An app that would let someone quickly animate a some dialogue in the style of South Park/The Simpsons/Family Guy would be an instant best seller. It would become the "Supernormal" of the late 20-teens. You could even do it by only outputting the equivalent of Wally Wood's 20 panels that always work.

http://www.comicbookscriptarchive.com/archive/panel-1/panel-...


https://xkcd.com/1205/

This would be a great proof of concept, in fact someone should work on this as a pet project, but I doubt it would be worth as an investment in the rest of the show's run. I bet they don't spend a lot of time on the basic animation anymore, and instead focus mostly now on one-off set pieces and visual effects


Another interesting problem would be the generation of filler pictures (I don't know the correct term). Normally there is a person who draws keyframes at a much lower framerate. Other animators then fill in the frames between to increase the framerate.
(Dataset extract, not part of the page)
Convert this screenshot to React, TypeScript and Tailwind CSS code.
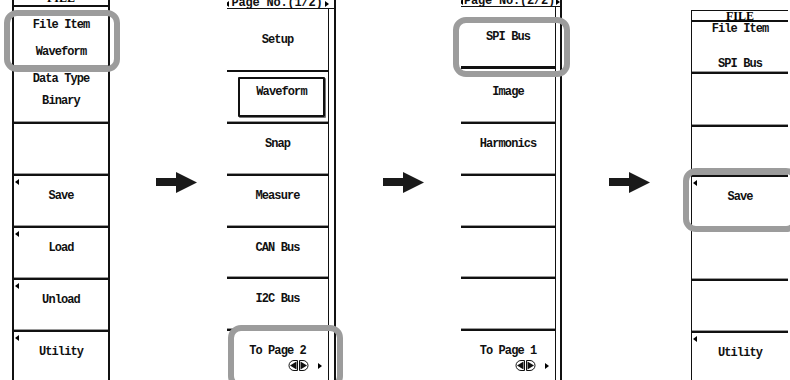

That's the problem with animation using bitmaps (or physical artwork): the in-betweens have to be manually drawn. Hence much animation is outsourced to studios - typically in Korea, and occasionally Japan - consisting of armies of animators and artists.

With vector graphics - where the lines and fills are mathematical objects - automatic 'tweening' becomes possible. Anime Studio (http://my.smithmicro.com/anime-studio-2D-animation-software....) is the zenith of this tech; there's also Synfig (http://www.synfig.org/cms/) and CACANi (https://cacani.sg/).

In Anime Studio it's possible to add all kinds of effects (including filter effects and motion blur) to animations, and to mix pure vector animation with cutout, or even frame-by-frame, animation.


There's a lot of work to take advantage of perceptual quirks of human vision that happens in tweens by humans that these algorithms don't account for (at least last I knew).

Sometimes a perfect interpolation, or even something based on a physical model doesn't feel right, isn't what is expected.


I used to play around with just such a tool back in the 80s and 90s called Fantavision

https://en.wikipedia.org/wiki/Fantavision


They're called inbetweens or tweens. According to recent HN article, they are outsourced to South Korea. Generating them with algorithm would be interesting, but often incorrect and against artist wishes. For example, objects in motion sometimes needs to be blurred; some characters need to have ghost duplicates; shapes get distorted and exaggerated.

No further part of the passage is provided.